Il n’en demeure pas moins que le nombre de personnes récompensées s’élèverait à des dizaines de milliers. Si l’on considère qu’au niveau de chaque classe (collèges et lycées) on honore les trois premiers élèves, on compterait plus de 190.000 élèves méritants. En effet, le nombre de classes dans tous les niveaux d’enseignement se situerait autour de 64.745 classes (47.470 dans les écoles primaires et 17.275 dans les collèges et les lycées). A raison de trois élèves par classe, on obtiendrait 194.235 lauréats.
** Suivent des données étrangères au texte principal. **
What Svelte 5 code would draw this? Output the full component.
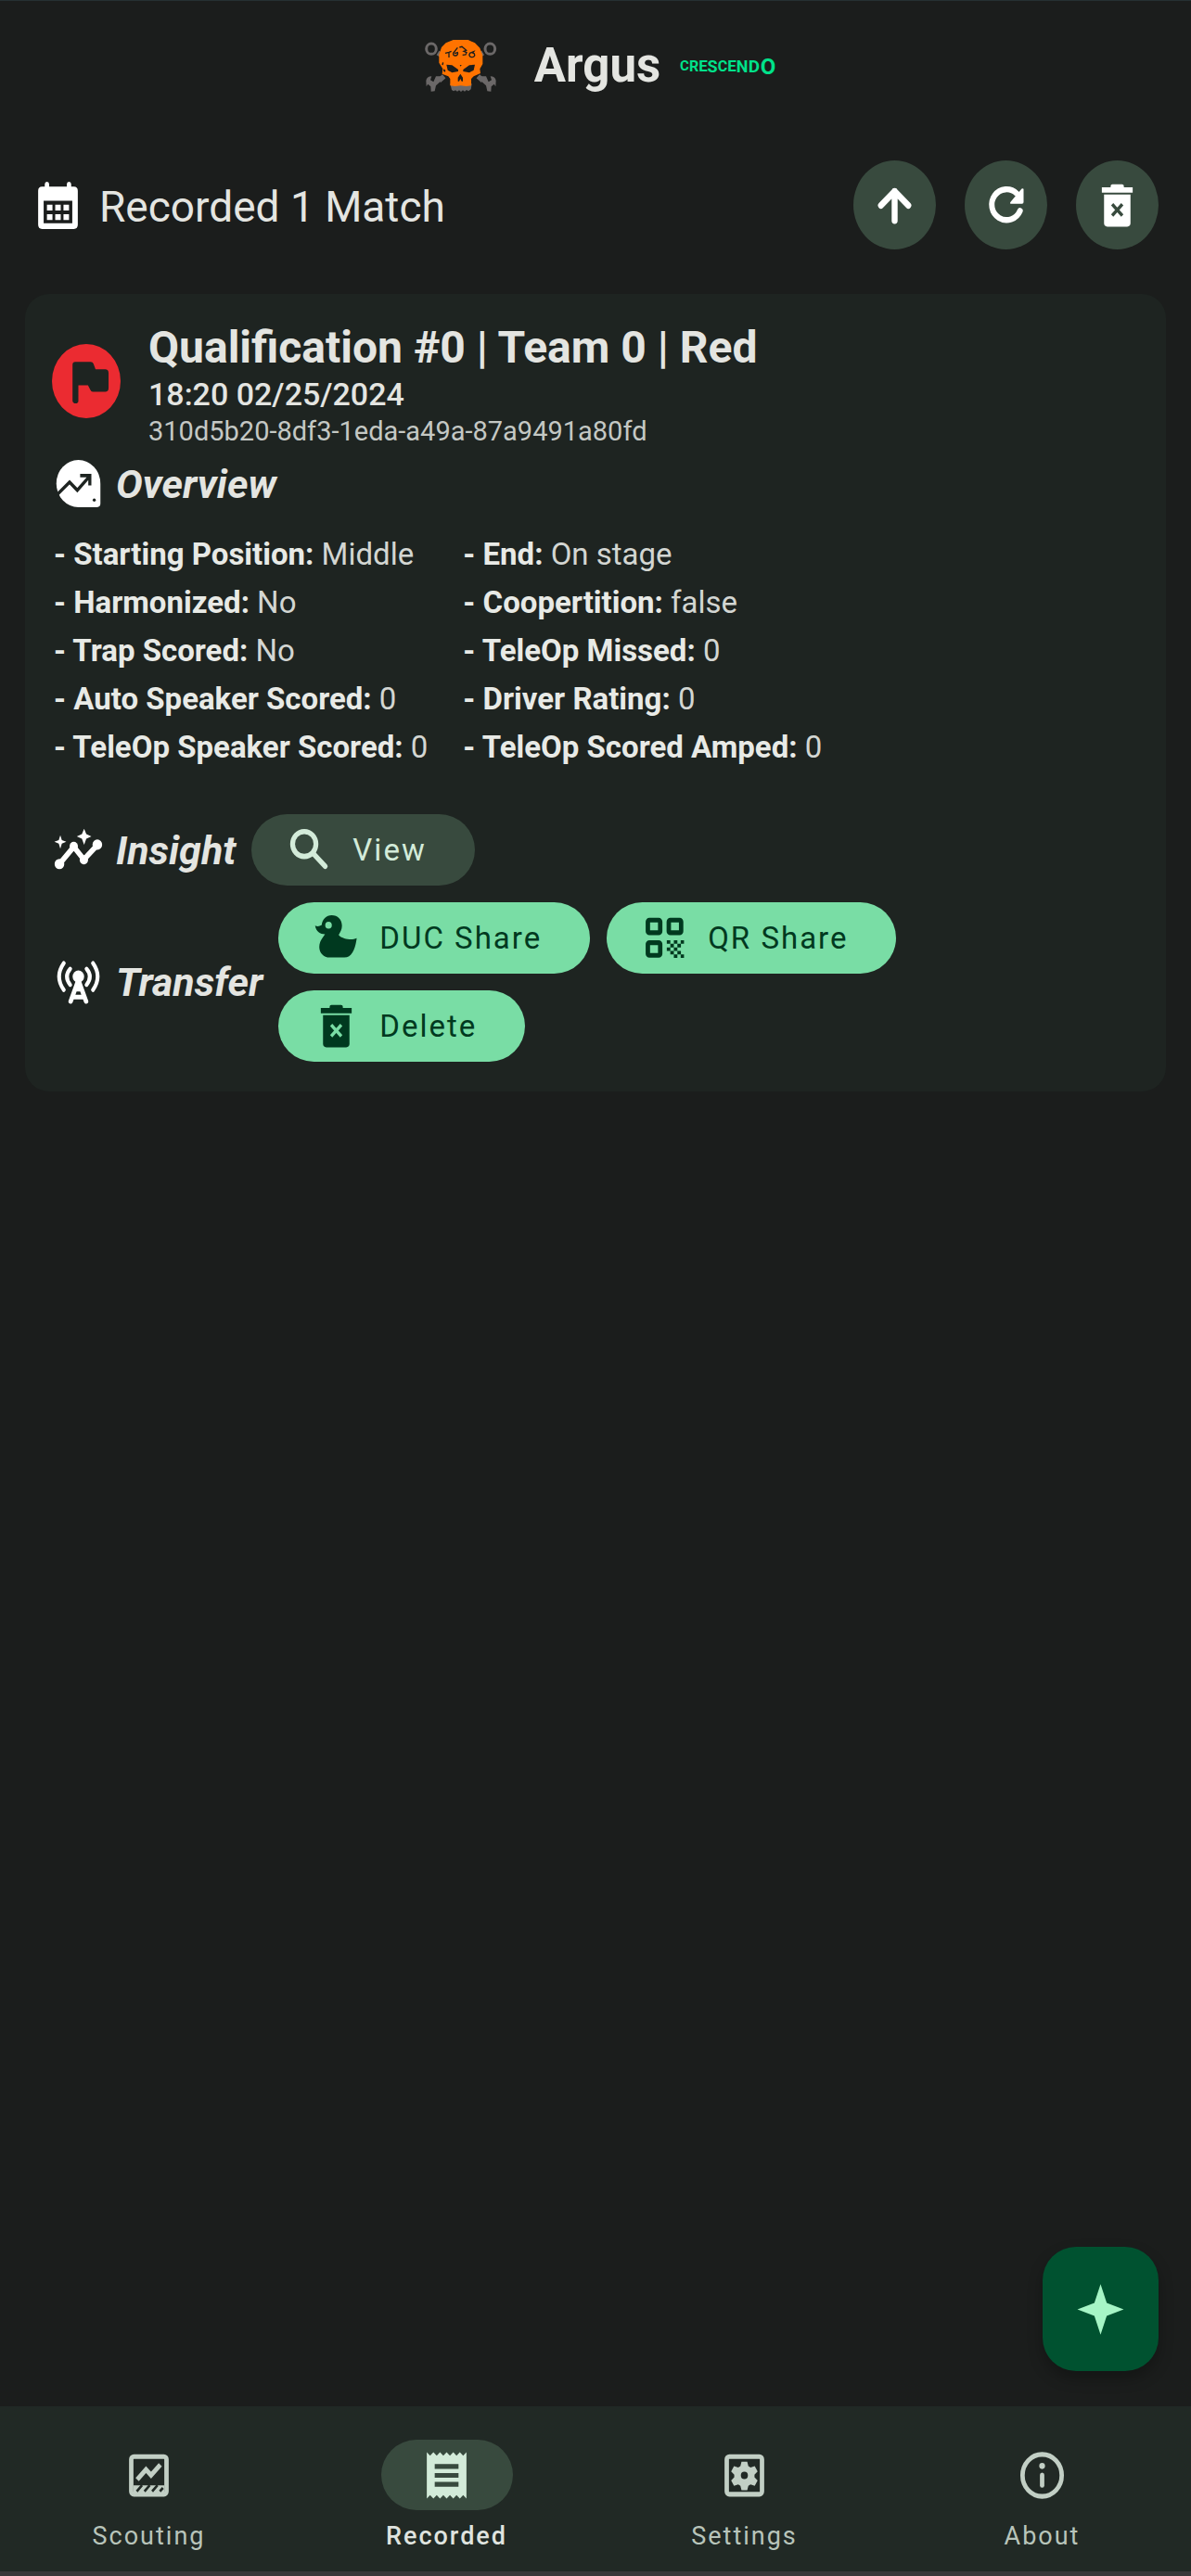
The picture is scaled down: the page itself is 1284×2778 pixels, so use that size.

Ces derniers bénéficient de cadeaux sous forme de livres (généralement) offerts par leurs établissements. Ces initiatives ne sont pas bien soutenues par la société civile. L’environnement scolaire ne suit pas suffisamment. La valeur de tels cadeaux se situerait entre une dizaine et une vingtaine de dinars par tête. Ce n’est pas mauvais, mais on gagnerait à valoriser, davantage, le mérite grâce à des offres de plus grande valeur pour motiver les lauréats.